Global's results of operations have been included in the Consolidated
Statement of Income since the date of acquisition.
E. Recent Accounting Pronouncements
Statement of Financial Accounting Standards No. 131, "Disclosures
about Segments of an Enterprise and Related Information"(SFAS 131) was
issued in June 1997. SFAS 131 is effective for the Company in the
fiscal year ending March 31, 1999. SFAS 131 redefines how operating
segments are determined and requires disclosure of certain financial
and descriptive information about a company's operating segments.
Management does not believe that the adoption of SFAS 131 will have a
material impact on the Company's current disclosures of its operating
segments.
In March 1998, the American Institute of Certified Public
Accountants ("AICPA") issued Statement of Position 98-1, Accounting for
Costs of Computer Software Developed or Obtained for Internal Use ("SOP
98-1").
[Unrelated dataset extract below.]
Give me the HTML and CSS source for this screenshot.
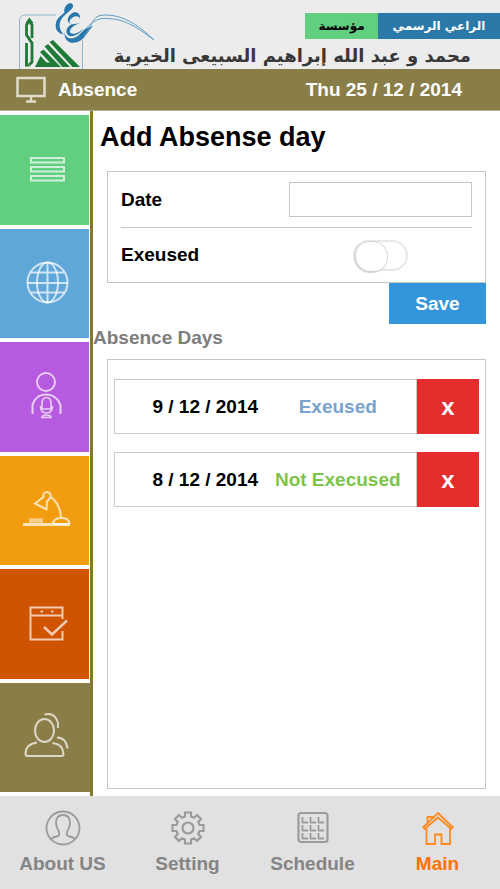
FILE: index.html
```html
<!DOCTYPE html>
<html lang="en">
<head>
<meta charset="utf-8">
<meta name="viewport" content="width=device-width, initial-scale=1">
<title>Absence</title>
<link rel="stylesheet" href="styles.css">
</head>
<body>
<div class="app">
  <header class="brand">
    <svg class="brand-logo" viewBox="0 0 156 69" aria-hidden="true">
      <path d="M19.500 69V21q0-6 6-6H56M82.500 69V40" fill="none" stroke="#8fb6d0"/>
      <g fill="none" stroke="#1f7a38" stroke-width="2.800">
        <path d="M32 38V25l-2.700-4.500L26.500 25v10l5.500 8v19l-3 3M26.500 43v23"/>
      </g>
      <g fill="#1f7a38">
        <path d="M25 66.500V60l5 6.500zM25.500 23l3.800-5.500L33.500 23z"/>
        <path d="M35 67l5.500-11 6 6.500H54l4.500 4.500z"/>
        <path d="M40 52l3.500-2.500L61 67h-7zM44.500 46.500l3.500-2.500 22 23h-7.500zM49.500 42l3.500-2 27 27h-7.500z"/>
      </g>
      <g fill="#2878ab">
        <path d="M69 3.500c3-.8 5 1.500 3.700 4C71 11 63 15 60.500 21c-2 5-.5 9 3 13.500-6-1-9-6-7.500-12 1.500-5 5-7 8.500-10-1-3 1-8 4.500-9z"/>
        <path d="M80 19c0-3-5-4-8-1-4 3-3 7 3 6l5-1c-5 2-9 4-10 8-.5 3 4 4 9 1l4-3c-4 6-12 9-15 6-4-4 0-9 4-11-6-1-5-7-1-10 4-4 10-1 9 5z"/>
        <path d="M64.500 32c1 7 8 8.500 14.500 3 4-4 7-7.500 14-9-4 4-6 9-11 13.500-8 6-18 4-17.500-7.500z"/>
      </g>
      <g fill="none" stroke="#5f9dc4">
        <path d="M84 36C91 30 91 18 100 15.500c20-3 38 9 54 24.500"/>
        <path d="M83 31c6-5 10-11 19-12.500 20-1 33 7 52 21.500"/>
      </g>
    </svg>
    <div class="brand-text" lang="ar" dir="rtl">
      <div class="brand-tags">
        <span class="tag tag-sponsor">الراعي الرسمي</span>
        <span class="tag tag-org">مؤسسة</span>
      </div>
      <p class="brand-name">محمد و عبد الله إبراهيم السبيعى الخيرية</p>
    </div>
  </header>

  <div class="titlebar">
    <svg class="title-icon" viewBox="0 0 30 28" aria-hidden="true"><path d="M1.500 2h27v18h-27zM15 20v5M10 25.500h10" fill="none" stroke="#dfdcc9" stroke-width="2.500"/></svg>
    <span class="title">Absence</span>
    <time class="today" datetime="2014-12-25">Thu 25 / 12 / 2014</time>
  </div>

  <div class="body">
    <nav class="side" aria-label="Sections">
      <a href="#" class="tile tile-green" aria-label="List"><svg viewBox="0 0 48 48"><path d="M8 12h33v4.500H8zM8 21h33v4.500H8zM8 30h33v4.500H8z"/></svg></a>
      <a href="#" class="tile tile-blue" aria-label="World"><svg viewBox="0 0 48 48"><circle cx="24.500" cy="23.500" r="20"/><ellipse cx="24.500" cy="23.500" rx="10.500" ry="20"/><path d="M24.500 3.500v40M4.500 24h40M8 13.500h33M8 33.500h33"/></svg></a>
      <a href="#" class="tile tile-purple" aria-label="Speaker"><svg viewBox="0 0 48 48"><circle cx="23" cy="9" r="9"/><path d="M9.500 41V32q3-10.500 13.500-10.500T37.500 32v9"/><path d="M19 36v-5.500q0-6 4.500-6t4.500 6V36M17.500 33q0 7 6 7t6-7M17.500 36h12M19 44.500q0-2.500 4.500-2.500t4.500 2.500z" stroke-width="1.600"/></svg></a>
      <a href="#" class="tile tile-orange" aria-label="Study"><svg viewBox="0 0 48 48"><path d="M12 17.500l8.500-6.500q-1-4.500 3.500-5 4.500.5 3.500 5.500l-3.500 4-.5 8zM28 11q9 7 10 20.500M30 37q1-5 8.500-5 7 0 8 5-8 3-16.500 0z"/><path d="M0 38.500h47" stroke-width="2.800"/><path d="M6 34.500h14" stroke-width="4.500" opacity=".7"/></svg></a>
      <a href="#" class="tile tile-rust" aria-label="Tasks"><svg viewBox="0 0 48 48"><path d="M39.500 19V7.500H7.500v32h32V31M7.500 15.500h32"/><path d="M17.500 11.500h2.500M28 11.500h2.500" stroke-width="2"/><path d="M21 27l8 7.500 15-14" stroke-width="2.400"/></svg></a>
      <a href="#" class="tile tile-olive" aria-label="People"><svg viewBox="0 0 48 48"><ellipse cx="21.500" cy="17.500" rx="9.500" ry="11.500"/><path d="M14 29.500Q2.500 31 2.500 41q0 2 2 2h34q2 0 2-2Q40 31 29.500 30M21.500 1.500Q32-1 35 10v5M34 24.500q9 0 10.500 11"/></svg></a>
    </nav>

    <main class="content">
      <h1 class="heading">Add Absense day</h1>
      <form class="entry">
        <div class="fields">
          <div class="field">
            <label for="date">Date</label>
            <div class="control"><input class="date-input" id="date" type="text"></div>
          </div>
          <div class="field">
            <label for="excused">Exeused</label>
            <div class="control"><input class="switch" id="excused" type="checkbox" role="switch"></div>
          </div>
        </div>
        <button class="save" type="submit">Save</button>
      </form>

      <h2 class="subheading">Absence Days</h2>
      <ul class="days">
        <li class="day">
          <div class="day-info"><span>9 / 12 / 2014</span><span class="excused">Exeused</span></div>
          <button class="remove" type="button">x</button>
        </li>
        <li class="day">
          <div class="day-info"><span>8 / 12 / 2014</span><span class="unexcused">Not Execused</span></div>
          <button class="remove" type="button">x</button>
        </li>
      </ul>
    </main>
  </div>

  <nav class="tabs" aria-label="Main">
    <a href="#" class="tab">
      <svg viewBox="0 0 36 36"><circle cx="18" cy="18" r="16.500"/><path d="M6 29q2-2 7-3 2-1 1-4-3-5-3-9 0-8 7-8t7 8q0 4-3 9-1 3 1 4 5 1 7 3"/></svg>
      About US
    </a>
    <a href="#" class="tab">
      <svg viewBox="0 0 36 36"><g stroke-width="2.200"><path d="M15 2.500h6v4l3 1.300 3-2.800 4 4-2.800 3 1.300 3h4v6h-4l-1.300 3 2.800 3-4 4-3-2.800-3 1.300v4h-6v-4l-3-1.300L9 31l-4-4 2.800-3-1.300-3h-4v-6h4l1.300-3L5 9l4-4 3 2.800 3-1.300z"/><circle cx="18" cy="18" r="5.500"/></g></svg>
      Setting
    </a>
    <a href="#" class="tab">
      <svg viewBox="0 0 36 36"><rect x="3.500" y="3" width="29" height="29" rx="2.500" stroke-width="2.200"/><path d="M7.500 7v5.500H13M15.500 7v5.500H21M23.500 7v5.500H29M7.500 15v5.500H13M15.500 15v5.500H21M23.500 15v5.500H29M7.500 23v5.500H13M15.500 23v5.500H21M23.500 23v5.500H29"/></svg>
      Schedule
    </a>
    <a href="#" class="tab tab-active" aria-current="page">
      <svg viewBox="0 0 36 36"><path d="M2.500 18L18 3l15.500 15M4 19.500L18 7.500l14 12M6.500 18.500V34H15V24.500h6.500V34H30V18.500M7.500 12.500V7H12v2"/></svg>
      Main
    </a>
  </nav>
</div>
</body>
</html>
```
FILE: styles.css
```css
* {
  box-sizing: border-box;
}

body {
  margin: 0;
  background: #fff;
  color: #000;
  font: bold 19px/24px "Liberation Sans", Arial, sans-serif;
}

button,
input {
  font: inherit;
}

a {
  color: inherit;
  text-decoration: none;
}

.app {
  display: flex;
  flex-direction: column;
  min-height: 100vh;
}

.brand {
  display: grid;
  background: #ececec;
}

.brand > * {
  grid-area: 1 / 1;
}

.brand-logo {
  width: 156px;
  height: 69px;
}

.brand-text {
  padding-top: 13px;
  font-family: "DejaVu Sans", sans-serif;
}

.brand-tags {
  display: flex;
  font-size: 12px;
  line-height: 26px;
  text-align: center;
}

.tag-sponsor {
  width: 122px;
  background: #2a79a9;
  color: #fff;
}

.tag-org {
  width: 73px;
  background: #62cf80;
}

.brand-name {
  margin: 0;
  padding: 4px 29px 0 0;
  color: #383838;
  font-size: 18px;
  line-height: 26px;
  white-space: nowrap;
}

.titlebar {
  display: flex;
  align-items: center;
  height: 42px;
  padding: 0 38px 0 16px;
  border-bottom: 1px solid #b7af8e;
  background: #8a7e48;
  color: #fff;
}

.title-icon {
  width: 30px;
  height: 28px;
  margin-right: 12px;
}

.today {
  margin-left: auto;
}

.body {
  display: flex;
  flex: 1;
}

.side {
  display: flex;
  flex-direction: column;
  gap: 4px;
  width: 93px;
  padding: 4px 0;
  border-right: 3px solid #85782a;
}

.tile {
  display: grid;
  flex: 1;
  place-items: center;
  min-height: 64px;
  margin-right: 1px;
}

.tile svg {
  width: 48px;
  height: 48px;
  margin-left: 4px;
  overflow: visible;
  fill: none;
  stroke: rgba(255, 255, 255, 0.7);
  stroke-width: 2;
}

.tile-green { background: #62cf80; }
.tile-blue { background: #5fa6d9; }
.tile-purple { background: #b65be0; }
.tile-orange { background: #f29d10; }
.tile-rust { background: #d05300; }
.tile-olive { margin-right: 0; background: #8a7e48; }

.content {
  display: flex;
  flex: 1;
  flex-direction: column;
  padding: 8px 14px 7px;
}

.heading {
  margin: 0 -7px 16px;
  font-size: 27px;
  line-height: 36px;
}

.entry {
  display: flex;
  flex-direction: column;
}

.fields {
  padding: 0 13px;
  border: 1px solid #c6c6c6;
}

.field {
  display: flex;
  align-items: center;
  height: 55px;
}

.field + .field {
  border-top: 1px solid #c6c6c6;
}

.field label {
  flex: 1;
}

.control {
  display: flex;
  justify-content: center;
  width: 52%;
}

.date-input {
  width: 100%;
  height: 35px;
  padding: 0 8px;
  border: 1px solid #c6c6c6;
  border-radius: 0;
  background: #fff;
}

.switch {
  width: 55px;
  height: 31px;
  margin: 0;
  border: 2px solid #e8e8e8;
  border-radius: 16px;
  appearance: none;
  background: #fff;
}

.switch::before {
  display: block;
  width: 32px;
  height: 30px;
  margin: -1px;
  border: 1px solid #d4d4d4;
  border-radius: 15px;
  background: #fff;
  box-shadow: inset 1px -1px 1px #ccc;
  content: "";
}

.switch:checked {
  background: #62cf80;
}

.switch:checked::before {
  margin-left: 21px;
}

.save {
  align-self: flex-end;
  width: 97px;
  height: 41px;
  padding: 0;
  border: 0;
  background: #3396da;
  color: #fff;
}

.subheading {
  margin: 2px -14px 9px;
  color: #7d7d7d;
  font-size: 19px;
  line-height: 24px;
}

.days {
  display: flex;
  flex: 1;
  flex-direction: column;
  gap: 18px;
  margin: 0;
  padding: 19px 6px;
  border: 1px solid #c6c6c6;
  list-style: none;
}

.day {
  display: flex;
  height: 55px;
}

.day-info {
  display: grid;
  flex: 1;
  grid-template-columns: 1fr 1fr;
  align-items: center;
  padding: 0 12px 0 24px;
  border: 1px solid #cbcbcb;
  text-align: center;
  white-space: nowrap;
}

.excused { color: #78a3cd; }
.unexcused { color: #7cc548; }

.remove {
  width: 62px;
  padding: 0;
  border: 0;
  background: #e52d2d;
  color: #fff;
  font-size: 24px;
}

.tabs {
  display: grid;
  grid-template-columns: repeat(4, 1fr);
  background: #e1e1e1;
}

.tab {
  display: flex;
  flex-direction: column;
  align-items: center;
  gap: 6px;
  padding: 14px 0 13px;
  color: #858585;
}

.tab svg {
  width: 36px;
  height: 36px;
  fill: none;
  stroke: #9b9b9b;
  stroke-width: 1.8;
}

.tab-active {
  color: #ff7200;
}

.tab-active svg {
  stroke: #ff8a22;
}
```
SOP 98-1 provides a framework for determining the accounting
treatment of costs incurred to obtain or develop computer software.
In April 1998, the AICPA issued Statement of Position 98-5,
Reporting on the Costs of Start-Up Activities ("SOP 98-5"), which
requires immediate expensing of certain organization and start-up
costs.
7
<PAGE>
E. Recent Accounting Pronouncement (Cont'd)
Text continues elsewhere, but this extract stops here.